Bedri Rahmi Eyüpoğlu ise modern resim ve soyut düzenlemelerde Yüksek Enstitülerde çağdaş anlamda batının resim anlayışını uygulamış, halkımıza öğretmiştir. Elbetteki Bedri Rahmi’den önce Osman Hamdi gibi birçok ünlü ressamımız vardı. Ama soyut ve modern resmin batı anlamındaki temsilcisi Bedri Rahmidir.

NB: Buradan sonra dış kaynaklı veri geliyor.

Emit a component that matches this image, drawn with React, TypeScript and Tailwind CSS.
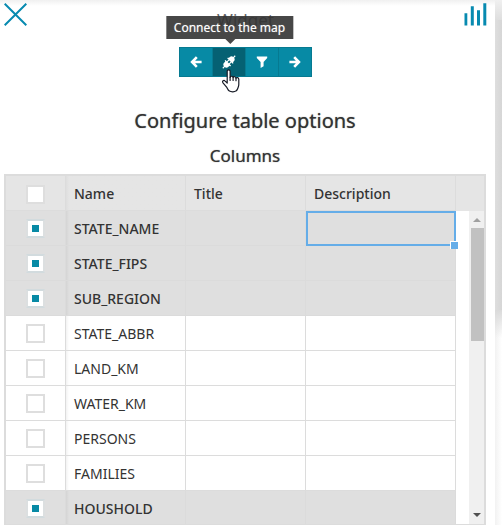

Bir asrı aşkın bir sürede yetiştirdiğimiz bunca değerli sanatçıları ve yapıtlarını böyle bir makalede verme olanağımız yoktur. Bu güzellikleri biz hep Atatürk’e ve onun armağanı olan Cumhuriyet’e borçluyuz. Yoksa resme ve heykele estetik gözle bakamayan “PUT” diyen kafalarla bir yere varılmaz. Adam putla resmi ve heykeli anlamıyorsa, ona sözümüz yoktur. İşte 5. sınıf öğrencisi torunum Oğulcan’ı sergiye resmi tanısın, güzel sanatları kavrasın diye götürdüm. Hiçbir kimsenin çocuklarımızı resim ve güzel sanatlar eğitimi almaktan yoksun bırakmaya hakkı yoktur. Resim Öğretmeni arkadaşlarımızın çocuklara görsel sanatlar ve Teknoloji tasarım derslerini matematikten daha fazla öğretmelerini istiyorum, başarılar dliyorum. Öğrencileri böyle sergilere götürün, görüp motive olsunlar. Dr. M. Nazmi Deniz’e de başarılar diliyorum.